-- START OF Entries provided --
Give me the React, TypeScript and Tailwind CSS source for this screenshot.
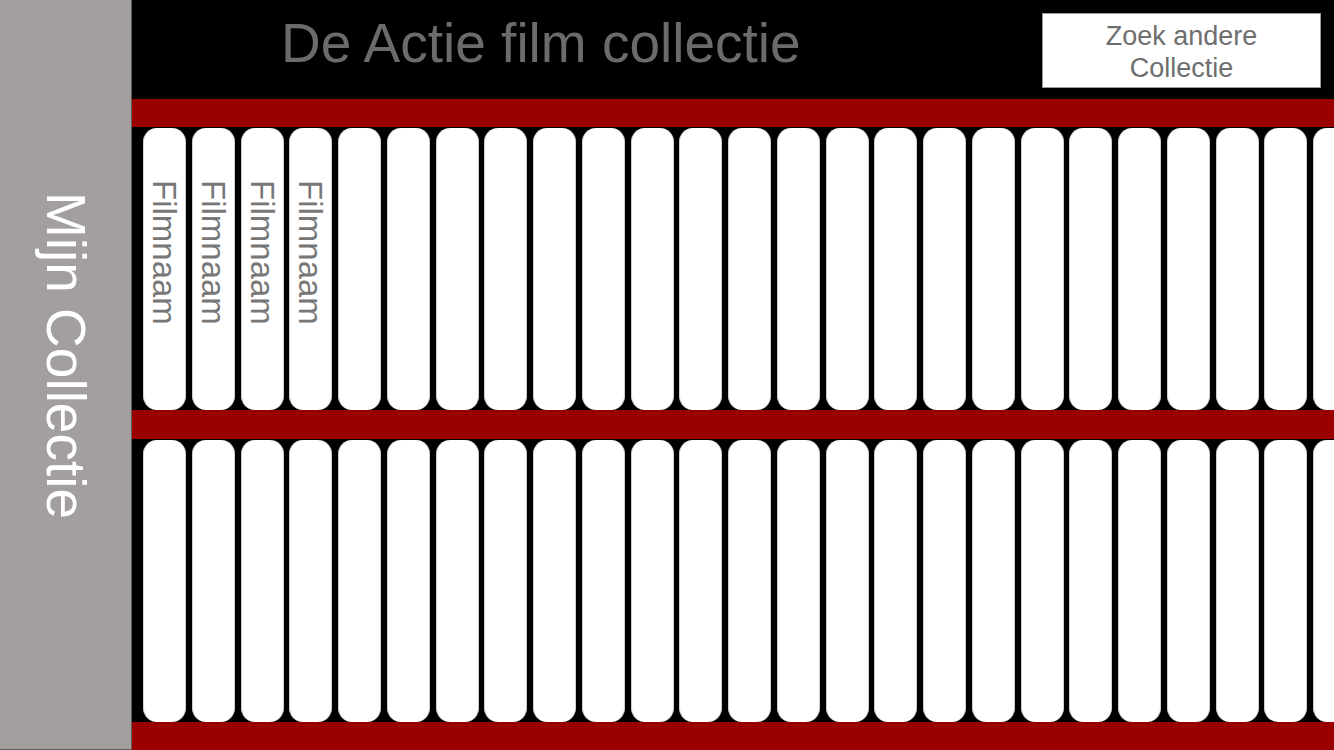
const names = ["Filmnaam", "Filmnaam", "Filmnaam", "Filmnaam"];
const slots = Array.from({ length: 25 }, (_, i) => i);

function Shelf({ labels }: { labels: string[] }) {
  return (
    <div className="h-[283px] shrink-0 flex gap-[5.75px] pl-[11px] pt-[1px]">
      {slots.map((i) => (
        <div
          key={i}
          className="w-[43px] shrink-0 rounded-[14px] bg-white border-x border-[#cfcfcf] flex justify-center pt-[52px]"
        >
          {labels[i] && (
            <span className="[writing-mode:vertical-rl] text-[33px] leading-none text-[#777777]">
              {labels[i]}
            </span>
          )}
        </div>
      ))}
    </div>
  );
}

export default function App() {
  return (
    <div className="flex h-[750px] w-[1334px] overflow-hidden font-['Liberation_Sans',Arial,sans-serif]">
      {/* SIDEBAR */}
      <aside className="w-[132px] shrink-0 bg-[#a39f9e] border-r border-b border-[#5e5e5e] flex justify-center pt-[192px]">
        <span className="[writing-mode:vertical-rl] text-[55px] leading-none text-white h-fit">
          Mijn Collectie
        </span>
      </aside>

      {/* MAIN */}
      <main className="flex-1 min-w-0 flex flex-col bg-black">
        <header className="h-[99px] shrink-0 flex items-start justify-between pl-[149px] pr-[13px]">
          <h1 className="mt-[16px] text-[55px] leading-none text-[#6b6b6b]">
            De Actie film collectie
          </h1>
          <button className="mt-[13px] w-[279px] h-[75px] bg-white border border-[#9a9a9a] flex flex-col items-center justify-center pt-[2px] text-[27px] leading-[32px] text-[#6e6e6e]">
            <span>Zoek andere</span>
            <span>Collectie</span>
          </button>
        </header>

        <div className="h-[28px] shrink-0 bg-[#9b0000]" />
        <Shelf labels={names} />
        <div className="h-[29px] shrink-0 bg-[#9b0000]" />
        <Shelf labels={[]} />
        <div className="h-[28px] shrink-0 bg-[#9b0000]" />
      </main>
    </div>
  );
}
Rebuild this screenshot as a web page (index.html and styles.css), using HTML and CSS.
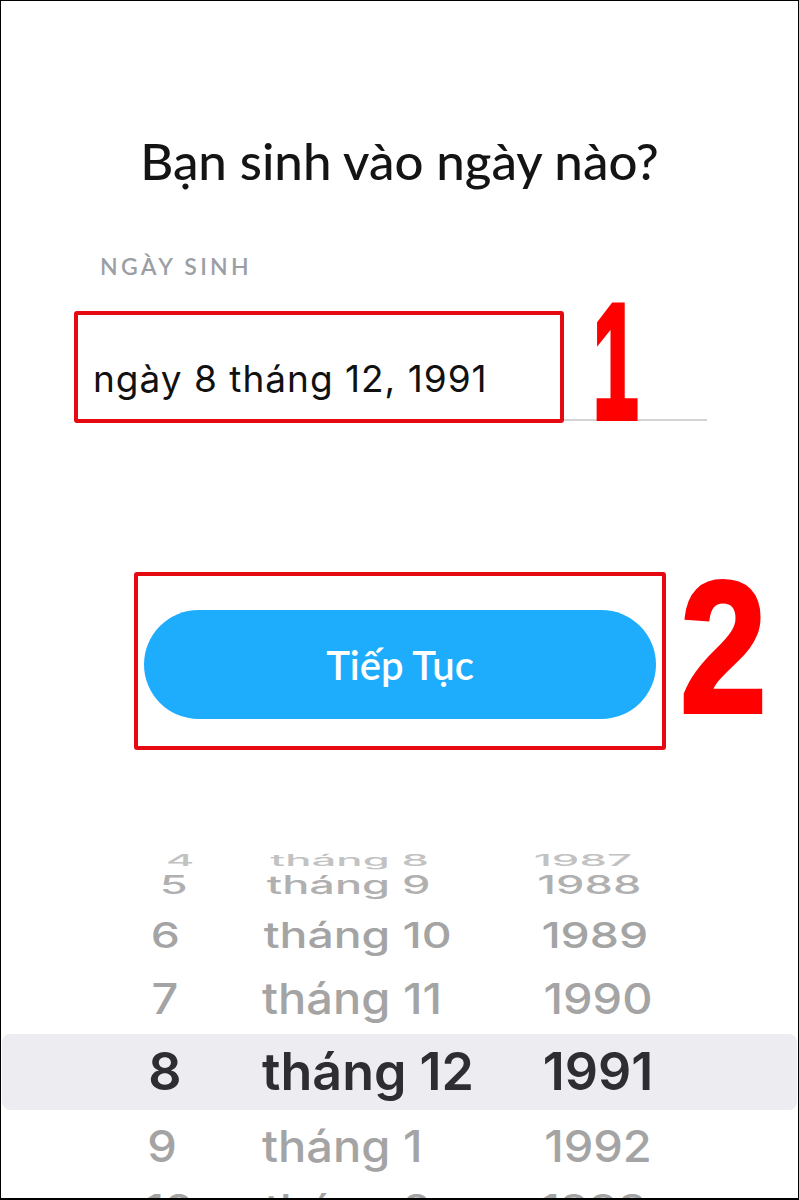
-- END OF Entries provided --
_Written problem_:
Exact duplication of all the records is required; pictures are omitted from the copy.

_Reply_:
Give me the React, TypeScript and Tailwind CSS source for this screenshot.
const names = ["Filmnaam", "Filmnaam", "Filmnaam", "Filmnaam"];
const slots = Array.from({ length: 25 }, (_, i) => i);

function Shelf({ labels }: { labels: string[] }) {
  return (
    <div className="h-[283px] shrink-0 flex gap-[5.75px] pl-[11px] pt-[1px]">
      {slots.map((i) => (
        <div
          key={i}
          className="w-[43px] shrink-0 rounded-[14px] bg-white border-x border-[#cfcfcf] flex justify-center pt-[52px]"
        >
          {labels[i] && (
            <span className="[writing-mode:vertical-rl] text-[33px] leading-none text-[#777777]">
              {labels[i]}
            </span>
          )}
        </div>
      ))}
    </div>
  );
}

export default function App() {
  return (
    <div className="flex h-[750px] w-[1334px] overflow-hidden font-['Liberation_Sans',Arial,sans-serif]">
      {/* SIDEBAR */}
      <aside className="w-[132px] shrink-0 bg-[#a39f9e] border-r border-b border-[#5e5e5e] flex justify-center pt-[192px]">
        <span className="[writing-mode:vertical-rl] text-[55px] leading-none text-white h-fit">
          Mijn Collectie
        </span>
      </aside>

      {/* MAIN */}
      <main className="flex-1 min-w-0 flex flex-col bg-black">
        <header className="h-[99px] shrink-0 flex items-start justify-between pl-[149px] pr-[13px]">
          <h1 className="mt-[16px] text-[55px] leading-none text-[#6b6b6b]">
            De Actie film collectie
          </h1>
          <button className="mt-[13px] w-[279px] h-[75px] bg-white border border-[#9a9a9a] flex flex-col items-center justify-center pt-[2px] text-[27px] leading-[32px] text-[#6e6e6e]">
            <span>Zoek andere</span>
            <span>Collectie</span>
          </button>
        </header>

        <div className="h-[28px] shrink-0 bg-[#9b0000]" />
        <Shelf labels={names} />
        <div className="h-[29px] shrink-0 bg-[#9b0000]" />
        <Shelf labels={[]} />
        <div className="h-[28px] shrink-0 bg-[#9b0000]" />
      </main>
    </div>
  );
}
Rebuild this screenshot as a web page (index.html and styles.css), using HTML and CSS.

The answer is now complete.